Brazil is famous for large steaks and small bikinis and the national motto, Never put off until tomorrow what can be put off until next week. Call the Brazilian soccer federation in May, and you are put on hold to jaunty Christmas carols before being disconnected. If it seems that Brazilians are having more fun than the rest of us, there's a simple explanation: They are.
So it is only natural that the word alegria would be ubiquitous in Brazilians' vocabulary. "It is," says an interpreter for Ronaldo, the 21-year-old Brazilian who is the finest soccer player on earth, "a kind of 'exuberant joy' "
"When I'm on the field, training or playing, it is alegria, pure alegria" says Ronaldo, resplendent in a blazer and tie in his agent's office in Milan, where he plays professionally for the Italian club Inter. Alegria exhibits itself on the practice pitch when Ronaldo declines to head the ball during header drills, preferring instead to stop it with his chest, then juggle it with his feet. "Brazilians don't like to head the ball," explains an observer at the Inter training ground, "because you can't hog the ball with your head."
But then Inter didn't commit as much as $110 million to Ronaldo over 10 years, through 2007, so that he might pass the ball. "The only tiring the coach expects of me is to score," says Ronaldo. "The way I score doesn't matter. As long as I keep my scoring numbers high, they let me do what I like to do."
So he scores, serially and spectacularly, for his club and for his country. In Italy teammates fall to their knees when Ronaldo gets a goal and buff his right boot with imaginary shoeshine rags. It's an act that he notices only later, while basking in the glow of televised highlights. "That particular moment is difficult to describe," Ronaldo says of the instant following a goal. "Because you are...you are out of this world. You can't hear anyone. You don't see anyone. You are blind, you are deaf, you just want to run and scream."
You have achieved, in a word, alegria. Arjen Tamsma, a Dutch employee of Nike who has moved to Milan to be Ronaldo's minder in Italy, sums up his charge in a single sentence. "He is happy," says Tamsma, "like a kid with a ball."

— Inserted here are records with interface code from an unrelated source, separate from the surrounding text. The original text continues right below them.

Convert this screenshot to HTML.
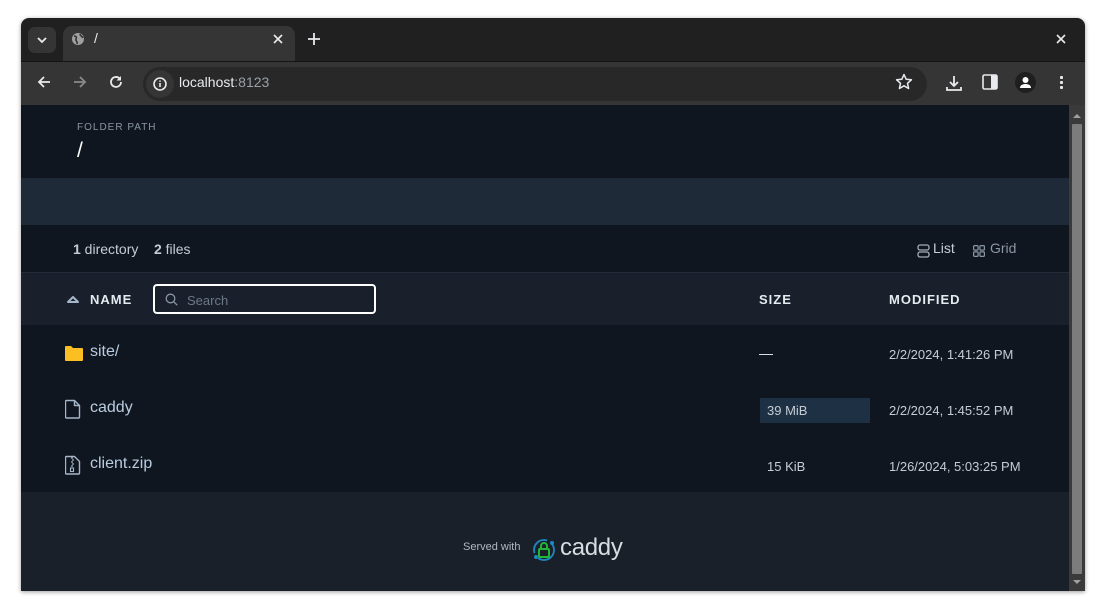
<!DOCTYPE html>
<html><head><meta charset="utf-8"><style>
*{margin:0;padding:0;box-sizing:border-box}
body{width:1106px;height:615px;background:#fff;position:relative;overflow:hidden;font-family:"Liberation Sans",sans-serif}
.win{position:absolute;left:21px;top:18px;width:1064px;height:573px;background:#202020;border-radius:8px 8px 0 0;overflow:hidden;box-shadow:0 1px 4px rgba(0,0,0,.4)}
.abs{position:absolute}
.t{color:#e8eaed}
</style></head><body>
<div class="win">
 <div class="abs" style="left:7px;top:9px;width:28px;height:26px;background:#353535;border-radius:7px"></div>
 <svg class="abs" style="left:15px;top:17px" width="12" height="10"><path d="M2 3l4 4 4-4" stroke="#e8eaed" stroke-width="1.8" fill="none"/></svg>
 <div class="abs" style="left:42px;top:8px;width:232px;height:40px;background:#353535;border-radius:9px 9px 0 0"></div>
 <svg class="abs" style="left:50px;top:14px" width="14" height="14"><circle cx="7" cy="7" r="6" fill="#a0a0a0"/><path d="M3 4c2 0 3 1 2 3s2 2 1 5M9 2c0 2 2 2 3 4" stroke="#353535" stroke-width="1.6" fill="none"/></svg>
 <div class="abs t" style="left:73px;top:12px;font-size:14px">/</div>
 <svg class="abs" style="left:252px;top:16px" width="10" height="10"><path d="M1 1l8 8M9 1l-8 8" stroke="#e8eaed" stroke-width="1.6"/></svg>
 <svg class="abs" style="left:287px;top:15px" width="12" height="12"><path d="M6 0v12M0 6h12" stroke="#e8eaed" stroke-width="1.8"/></svg>
 <svg class="abs" style="left:1035px;top:16px" width="10" height="10"><path d="M1 1l8 8M9 1l-8 8" stroke="#e8eaed" stroke-width="1.6"/></svg>
 <div class="abs" style="left:0;top:43px;width:1064px;height:44px;background:#353535;border-top:1px solid #141414"></div>
 <svg class="abs" style="left:16px;top:57px" width="14" height="14"><path d="M13 7H2M7 2L2 7l5 5" stroke="#e8eaed" stroke-width="1.8" fill="none"/></svg>
 <svg class="abs" style="left:52px;top:57px" width="14" height="14"><path d="M1 7h11M7 2l5 5-5 5" stroke="#8a8a8a" stroke-width="1.8" fill="none"/></svg>
 <svg class="abs" style="left:88px;top:57px" width="14" height="14"><path d="M12 7a5 5 0 1 1-1.5-3.6" stroke="#e8eaed" stroke-width="1.8" fill="none"/><path d="M12 1v4.5H7.5z" fill="#e8eaed"/></svg>
 <div class="abs" style="left:122px;top:49px;width:784px;height:34px;background:#282828;border-radius:17px"></div>
 <div class="abs" style="left:125px;top:52px;width:28px;height:28px;background:#353535;border-radius:14px"></div>
 <svg class="abs" style="left:132px;top:59px" width="14" height="14"><circle cx="7" cy="7" r="6" fill="none" stroke="#e8eaed" stroke-width="1.6"/><path d="M7 6v4M7 3.5v1.2" stroke="#e8eaed" stroke-width="1.6"/></svg>
 <div class="abs" style="left:158px;top:56px;font-size:14px;color:#e8eaed">localhost<span style="color:#9aa0a6">:8123</span></div>
 <svg class="abs" style="left:874px;top:55px" width="18" height="18"><path d="M9 1.5l2.2 4.8 5.2.5-3.9 3.5 1.1 5.2L9 12.8l-4.6 2.7 1.1-5.2L1.6 6.8l5.2-.5z" fill="none" stroke="#e8eaed" stroke-width="1.5" stroke-linejoin="round"/></svg>
 <svg class="abs" style="left:924px;top:56px" width="18" height="18"><path d="M9 2v10M5 8l4 4 4-4M2 13v3h14v-3" stroke="#e8eaed" stroke-width="1.8" fill="none"/></svg>
 <svg class="abs" style="left:961px;top:56px" width="16" height="16"><rect x="1" y="1" width="14" height="14" rx="1.5" fill="none" stroke="#e8eaed" stroke-width="1.6"/><rect x="9" y="1" width="6" height="14" fill="#e8eaed"/></svg>
 <div class="abs" style="left:994px;top:54px;width:21px;height:21px;border-radius:50%;background:#1f1f1f"></div>
 <svg class="abs" style="left:997px;top:57px" width="15" height="15"><circle cx="7.5" cy="5" r="3" fill="#fff"/><path d="M2 13c0-3 3-4 5.5-4s5.5 1 5.5 4z" fill="#fff"/></svg>
 <div class="abs" style="left:1039px;top:57px;width:3px;height:14px;background:radial-gradient(circle,#e8eaed 1.5px,transparent 1.6px) 0 0/3px 5px"></div>
 <div class="abs" style="left:0;top:87px;width:1048px;height:486px;background:#101620">
  <div class="abs" style="left:56px;top:17px;font-size:10px;letter-spacing:1px;color:#8a96a3">FOLDER PATH</div>
  <div class="abs" style="left:56px;top:34px;font-size:21px;color:#fff">/</div>
  <div class="abs" style="left:0;top:73px;width:1048px;height:47px;background:#1e2a38"></div>
  <div class="abs" style="left:52px;top:136px;font-size:14px;color:#c4ccd6"><b>1</b> directory &nbsp;&nbsp; <b>2</b> files</div>
  <svg class="abs" style="left:896px;top:139px" width="13" height="14"><rect x="1" y="1" width="11" height="5" rx="2" fill="none" stroke="#a4adb8" stroke-width="1.3"/><rect x="1" y="8" width="11" height="5" rx="2" fill="none" stroke="#a4adb8" stroke-width="1.3"/></svg>
  <div class="abs" style="left:912px;top:135px;font-size:14px;color:#c4ccd6">List</div>
  <svg class="abs" style="left:952px;top:140px" width="12" height="12" fill="none" stroke="#8a96a3" stroke-width="1.2"><rect x=".6" y=".6" width="4.5" height="4.5" rx="1"/><rect x="6.9" y=".6" width="4.5" height="4.5" rx="1"/><rect x=".6" y="6.9" width="4.5" height="4.5" rx="1"/><rect x="6.9" y="6.9" width="4.5" height="4.5" rx="1"/></svg>
  <div class="abs" style="left:969px;top:135px;font-size:14px;color:#8a96a3">Grid</div>
  <div class="abs" style="left:0;top:167px;width:1048px;height:53px;background:#19202b;border-top:1px solid #222b37"></div>
  <svg class="abs" style="left:45px;top:189px" width="14" height="10"><path d="M2 8L7 3l5 5z" fill="none" stroke="#a4b6c8" stroke-width="2" stroke-linejoin="round"/></svg>
  <div class="abs" style="left:69px;top:187px;font-size:13px;font-weight:bold;letter-spacing:1px;color:#e6ebf0">NAME</div>
  <div class="abs" style="left:132px;top:179px;width:223px;height:30px;border:2px solid #fff;border-radius:4px;background:#19202b"></div>
  <svg class="abs" style="left:144px;top:188px" width="13" height="13"><circle cx="5.5" cy="5.5" r="4.3" fill="none" stroke="#8a96a3" stroke-width="1.3"/><path d="M8.7 8.7l3.5 3.5" stroke="#8a96a3" stroke-width="1.3"/></svg>
  <div class="abs" style="left:166px;top:188px;font-size:13px;color:#6d7886">Search</div>
  <div class="abs" style="left:738px;top:187px;font-size:13px;font-weight:bold;letter-spacing:1px;color:#e6ebf0">SIZE</div>
  <div class="abs" style="left:868px;top:187px;font-size:13px;font-weight:bold;letter-spacing:1px;color:#e6ebf0">MODIFIED</div>
  <svg class="abs" style="left:43px;top:240px" width="20" height="17"><path d="M1 2q0-1 1-1h5l2 2h9q1 0 1 1v11q0 1-1 1H2q-1 0-1-1z" fill="#fbbf24"/></svg>
  <div class="abs" style="left:69px;top:238px;font-size:16px;color:#b8cce0">site/</div>
  <div class="abs" style="left:738px;top:240px;font-size:14px;color:#e6ebf0">—</div>
  <div class="abs" style="left:868px;top:242px;font-size:13px;color:#c4ccd6">2/2/2024, 1:41:26 PM</div>
  <svg class="abs" style="left:44px;top:294px" width="16" height="20"><path d="M1.5 1.5h8l5 5v11.5q0 1-1 1h-12q-1 0-1-1v-15.5q0-1 1-1zM9.5 1.5v5h5" fill="none" stroke="#a4b6c8" stroke-width="1.4" stroke-linejoin="round"/></svg>
  <div class="abs" style="left:69px;top:294px;font-size:16px;color:#b8cce0">caddy</div>
  <div class="abs" style="left:739px;top:293px;width:110px;height:25px;background:#1e3044"></div>
  <div class="abs" style="left:746px;top:298px;font-size:13px;color:#c4ccd6">39 MiB</div>
  <div class="abs" style="left:868px;top:298px;font-size:13px;color:#c4ccd6">2/2/2024, 1:45:52 PM</div>
  <svg class="abs" style="left:44px;top:350px" width="16" height="20"><path d="M1.5 1.5h8l5 5v11.5q0 1-1 1h-12q-1 0-1-1v-15.5q0-1 1-1z" fill="none" stroke="#a4b6c8" stroke-width="1.4" stroke-linejoin="round"/><path d="M6 3h2M7 5h2M6 7h2M7 9h2M6 11h2" stroke="#a4b6c8" stroke-width="1.2"/><rect x="5.5" y="13" width="3" height="3.5" fill="none" stroke="#a4b6c8" stroke-width="1.1"/></svg>
  <div class="abs" style="left:69px;top:350px;font-size:16px;color:#b8cce0">client.zip</div>
  <div class="abs" style="left:746px;top:354px;font-size:13px;color:#c4ccd6">15 KiB</div>
  <div class="abs" style="left:868px;top:354px;font-size:13px;color:#c4ccd6">1/26/2024, 5:03:25 PM</div>
  <div class="abs" style="left:0;top:387px;width:1048px;height:99px;background:#1a202a"></div>
  <div class="abs" style="left:442px;top:436px;font-size:11px;color:#b0b8c2">Served with</div>
  <svg class="abs" style="left:510px;top:432px" width="26" height="26"><circle cx="13" cy="13" r="10" fill="none" stroke="#1f88c0" stroke-width="1.8" stroke-dasharray="22 6"/><rect x="8" y="12" width="10" height="8" rx="1" fill="none" stroke="#22b638" stroke-width="2"/><path d="M10 12V9a3 3 0 0 1 6 0v3" fill="none" stroke="#22b638" stroke-width="2"/><circle cx="5" cy="20" r="2" fill="#1f88c0"/><circle cx="21" cy="6" r="2" fill="#1f88c0"/></svg>
  <div class="abs" style="left:539px;top:429px;font-size:24px;color:#d8dde2;letter-spacing:-0.3px">caddy</div>
 </div>
 <div class="abs" style="left:1048px;top:87px;width:16px;height:486px;background:#3a3a3a"></div>
 <div class="abs" style="left:1051px;top:106px;width:10px;height:450px;background:#7c7c7c;border-radius:1px"></div>
 <svg class="abs" style="left:1051px;top:94px" width="10" height="8"><path d="M1 6l4-4 4 4z" fill="#a0a0a0"/></svg>
 <svg class="abs" style="left:1051px;top:560px" width="10" height="8"><path d="M1 2l4 4 4-4z" fill="#a0a0a0"/></svg>
</div>
</body></html>
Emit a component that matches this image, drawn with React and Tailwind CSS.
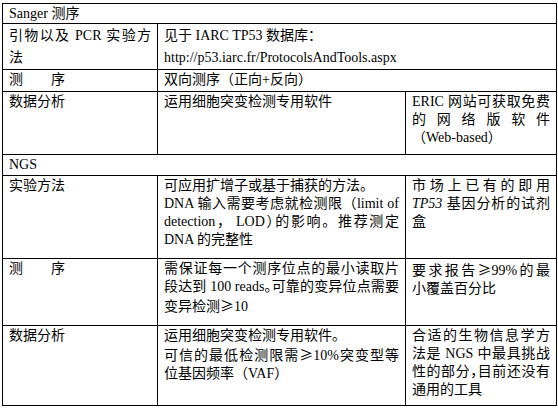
import React from "react";

const J = ({ children }) => (
  <div className="text-justify [text-align-last:justify] whitespace-pre">{children}</div>
);
const L = ({ children }) => <div className="whitespace-pre">{children}</div>;
const H = ({ children }) => <span className="[font-feature-settings:'halt']">{children}</span>;
const G = () => <span className="font-['Noto_Sans_CJK_SC',sans-serif]">≥</span>;

const td = "border border-black px-[6px] pt-[1px] align-top";

const Spread = () => (
  <div className="flex w-[56px] justify-between">
    <span>测</span>
    <span>序</span>
  </div>
);

export default function App() {
  return (
    <div className="w-[558px] h-[409px] bg-white pl-[2px] pt-[3px] font-['Liberation_Serif','Noto_Sans_CJK_SC',serif] text-[14px] leading-[18px] text-black">
      <table className="border-collapse table-fixed w-[554px]">
        <colgroup>
          <col className="w-[155px]" />
          <col className="w-[248px]" />
          <col className="w-[151px]" />
        </colgroup>
        <tbody>
          <tr className="h-[20px]">
            <td colSpan={3} className={td}>Sanger 测序</td>
          </tr>
          <tr className="h-[44px] leading-[22px]">
            <td className={td + " pt-0"}>
              <J>引物以及 PCR 实验方</J>
              <L>法</L>
            </td>
            <td colSpan={2} className={td + " pt-0"}>
              <L>见于 IARC TP53 数据库：</L>
              <L>http://p53.iarc.fr/ProtocolsAndTools.aspx</L>
            </td>
          </tr>
          <tr className="h-[22px]">
            <td className={td}><Spread /></td>
            <td colSpan={2} className={td}>双向测序（正向+反向）</td>
          </tr>
          <tr className="h-[63px]">
            <td className={td}>数据分析</td>
            <td className={td}>运用细胞突变检测专用软件</td>
            <td className={td}>
              <J>ERIC 网站可获取免费</J>
              <J>的网络版软件</J>
              <L>（Web-based）</L>
            </td>
          </tr>
          <tr className="h-[21px]">
            <td colSpan={3} className={td}>NGS</td>
          </tr>
          <tr className="h-[83px]">
            <td className={td}>实验方法</td>
            <td className={td}>
              <L>可应用扩增子或基于捕获的方法。</L>
              <J>DNA 输入需要考虑就检测限（limit of</J>
              <J>detection<H>，</H>  LOD<H>）</H>的影响。推荐测定</J>
              <L>DNA 的完整性</L>
            </td>
            <td className={td}>
              <J>市场上已有的即用</J>
              <J><i>TP53</i> 基因分析的试剂</J>
              <L>盒</L>
            </td>
          </tr>
          <tr className="h-[67px]">
            <td className={td}><Spread /></td>
            <td className={td}>
              <J>需保证每一个测序位点的最小读取片</J>
              <J>段达到 100 reads<H>。</H>可靠的变异位点需要</J>
              <L>变异检测<G />10</L>
            </td>
            <td className={td}>
              <J>要求报告<G />99%的最</J>
              <L>小覆盖百分比</L>
            </td>
          </tr>
          <tr className="h-[80px]">
            <td className={td}>数据分析</td>
            <td className={td}>
              <L>运用细胞突变检测专用软件。</L>
              <J>可信的最低检测限需<G />10%突变型等</J>
              <L>位基因频率（VAF<H>）</H></L>
            </td>
            <td className={td}>
              <J>合适的生物信息学方</J>
              <J>法是 NGS 中最具挑战</J>
              <J>性的部分<H>，</H>目前还没有</J>
              <L>通用的工具</L>
            </td>
          </tr>
        </tbody>
      </table>
    </div>
  );
}
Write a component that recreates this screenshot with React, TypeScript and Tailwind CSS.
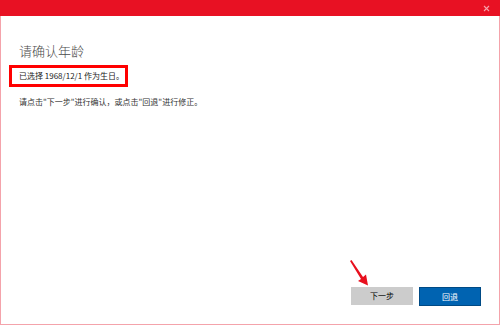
const cjk = { fontFamily: '"Noto Sans CJK SC", "Noto Sans", sans-serif' };

function CloseIcon() {
	return (
		<svg width="7" height="7" viewBox="0 0 7 7" className="block">
			<path d="M1 1L6 6M6 1L1 6" stroke="#f7a0aa" strokeWidth="1.1" />
		</svg>
	);
}

function RedArrow() {
	return (
		<svg width="26" height="30" viewBox="0 0 26 30" className="absolute left-[347px] top-[259px]">
			<polygon points="3,2 4.5,1 16,18 19,15.5 21,26.5 11,22 14,20" fill="#e8101e" />
		</svg>
	);
}

export default function App() {
	return (
		<div className="relative w-[500px] h-[325px] bg-white flex flex-col" style={cjk}>
			<header className="h-[16px] bg-[#e81123] flex items-center justify-end pr-[10px]">
				<CloseIcon />
			</header>
			<div className="flex-1 flex flex-col border-x border-b border-[#f4a3ab]">
				<main className="flex-1 flex flex-col px-[18px]">
					<h1 className="mt-[26px] text-[13px] leading-[18px] text-[#4a4a4a] font-light">请确认年龄</h1>
					<div className="mt-[5px] -ml-[10px] w-[119px] h-[22px] border-[3px] border-[#f00] flex items-center pl-[7px]">
						<span className="text-[8px] leading-[12px] text-[#222] whitespace-nowrap">已选择 1968/12/1 作为生日。</span>
					</div>
					<p className="mt-[9px] text-[8px] leading-[12px] text-[#333] whitespace-nowrap">
						请点击"下一步"进行确认，或点击"回退"进行修正。
					</p>
				</main>
				<footer className="flex justify-end gap-[6px] pr-[18px] pb-[18px]">
					<button className="w-[62px] h-[18px] bg-[#cccccc] text-[8px] text-black flex items-center justify-center">下一步</button>
					<button className="w-[62px] h-[19px] bg-[#0063b1] border border-[#004a85] text-[8px] text-white flex items-center justify-center">回退</button>
				</footer>
			</div>
			<RedArrow />
		</div>
	);
}
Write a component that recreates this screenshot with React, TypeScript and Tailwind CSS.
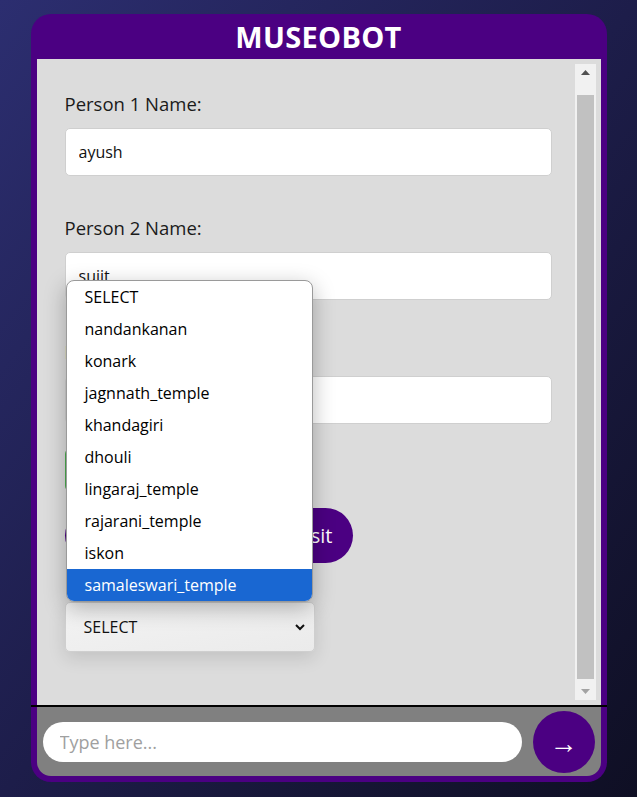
import React from 'react';

const places = [
  'SELECT',
  'nandankanan',
  'konark',
  'jagnnath_temple',
  'khandagiri',
  'dhouli',
  'lingaraj_temple',
  'rajarani_temple',
  'iskon',
  'samaleswari_temple',
];

const NameField: React.FC<{ label: string; value: string }> = ({ label, value }) => (
  <div className="mb-[40px]">
    <label className="block text-[18.5px] leading-[24px] text-[#1a1a1a] mb-[12px]">{label}</label>
    <input
      defaultValue={value}
      className="w-full h-[48px] rounded-[5px] border border-[#cfcfcf] bg-white px-[13px] text-[16px] text-[#111] outline-none"
    />
  </div>
);

const App: React.FC = () => {
  return (
    <div className="min-h-screen w-full bg-linear-to-br from-[#2c2e70] via-[#1d1d4a] to-[#0f0f24] flex justify-center pt-[14px] font-['Open_Sans',sans-serif]">
      <div className="w-[576px] h-[768px] rounded-[20px] bg-[#4b0082] flex flex-col overflow-hidden">
        {/* header */}
        <div className="h-[45px] flex items-center justify-center">
          <h1 className="text-white text-[29px] font-bold tracking-[0.3px] leading-none">MUSEOBOT</h1>
        </div>

        {/* chat body */}
        <div className="px-[6px]">
          <div className="h-[646px] bg-[#dcdcdc] p-[5px] flex">
            <div className="flex-1 overflow-hidden pt-[28px] px-[23px]">
              <NameField label="Person 1 Name:" value="ayush" />
              <NameField label="Person 2 Name:" value="sujit" />
              <NameField label="Person 3 Name:" value="" />

              <div className="-mt-[16px] flex flex-col items-start">
                <button className="h-[44px] w-[200px] rounded-[6px] bg-[#4caf50] text-white text-[18px]">Calculate</button>
                <button className="mt-[16px] h-[55px] w-[288px] rounded-full bg-[#4b0082] text-white text-[20px] flex items-center justify-end pr-[20px]">
                  Book Your Visit
                </button>

                <div className="relative mt-[39px]">
                  {/* open select menu */}
                  <div className="absolute bottom-full left-[1px] w-[247px] bg-white border border-[#9a9a9a] rounded-[8px] overflow-hidden shadow-[0_6px_22px_rgba(0,0,0,0.28)] z-10">
                    {places.map((p, i) => (
                      <div
                        key={p}
                        className={`h-[32px] flex items-center pl-[18px] text-[16px] ${
                          i === places.length - 1 ? 'bg-[#1967d2] text-white' : 'text-black'
                        }`}
                      >
                        {p}
                      </div>
                    ))}
                  </div>
                  <div className="w-[250px] h-[50px] rounded-[5px] border border-[#cfcfcf] bg-linear-to-br from-[#f3f3f3] to-[#ebebeb] shadow-[0_6px_18px_rgba(0,0,0,0.12)] flex items-center justify-between pl-[18px] pr-[8px] text-[16px] text-[#111]">
                    <span>SELECT</span>
                    <svg width="12" height="12" viewBox="0 0 12 12" fill="none">
                      <path d="M2 4l4 4 4-4" stroke="#111" strokeWidth="2" />
                    </svg>
                  </div>
                </div>
              </div>
            </div>

            {/* scrollbar */}
            <div className="w-[21px] bg-[#f1f1f1] flex flex-col items-center">
              <div className="h-[17px] flex items-center justify-center">
                <svg width="9" height="5" viewBox="0 0 9 5">
                  <path d="M0 5L4.5 0L9 5z" fill="#505050" />
                </svg>
              </div>
              <div className="flex-1 w-full px-[2px] pt-[14px] pb-[4px]">
                <div className="h-full bg-[#c1c1c1]" />
              </div>
              <div className="h-[17px] flex items-center justify-center">
                <svg width="9" height="5" viewBox="0 0 9 5">
                  <path d="M0 0L4.5 5L9 0z" fill="#a3a3a3" />
                </svg>
              </div>
            </div>
          </div>
        </div>

        <div className="h-[2px] bg-black" />

        {/* input bar */}
        <div className="px-[6px] pb-[6px]">
          <div className="h-[69px] bg-[#808080] rounded-b-[14px] flex items-center px-[6px] gap-[11px]">
            <input
              placeholder="Type here..."
              className="flex-1 h-[40px] rounded-full bg-white px-[17px] text-[18px] text-[#111] placeholder:text-[#a0a0a0] outline-none"
            />
            <button className="w-[62px] h-[62px] rounded-full bg-[#4b0082] text-white text-[28px] flex items-center justify-center leading-none">
              →
            </button>
          </div>
        </div>
      </div>
    </div>
  );
};

export default App;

Ronaldo Luiz Nazário De Lima is, in every sense, the biggest name in his sport. Twice in the last two years a panel of more than 100 national-team managers, polled by FIFA, soccer's world governing body, has named him World Player of the Year. It's a title with few rivals in the international arena: pope, for sure; president of the U.S., perhaps.
Ronaldo replica shirts are sold on Las Ramblas in Barcelona and on Copacabana Beach in Rio. He grins bucktoothed from the covers of three Chinese magazines on newsstands in Beijing. When former England star Sir Bobby Charlton recently said of Ronaldo, "He's the best player in the world without question, and I think he'll prove it in the World Cup," he did so on a talk show in Tokyo. Before an exhibition match in Saudi Arabia last December, every member of the Brazilian team shaved his head, hoping to throw Middle Eastern media and fans off Ronaldo's scent.
No man can aspire to live a normal life under such circumstances. "And in Italy this is more difficult because of the pressure, the way the entire country feels soccer, lives soccer—much more than anywhere else," says Ronaldo, whose navy-blue blazer bears the Inter crest, as does his club tie, which is now unknotted. Seated at a burnished conference table in the offices of Branchini Associati, he looks like a prep schooler at the end of a long day.
When Ronaldo appeared in cyberspace in January to promote a Rome-based United Nations food bank, the server took six million hits in 30 minutes, then crashed. Ronaldo does something similar, taking six million hits in 90 minutes of play, whenever he takes the field in Italy's Serie A, the most diabolically defensive-minded league in soccer. The difference: He seldom crashes.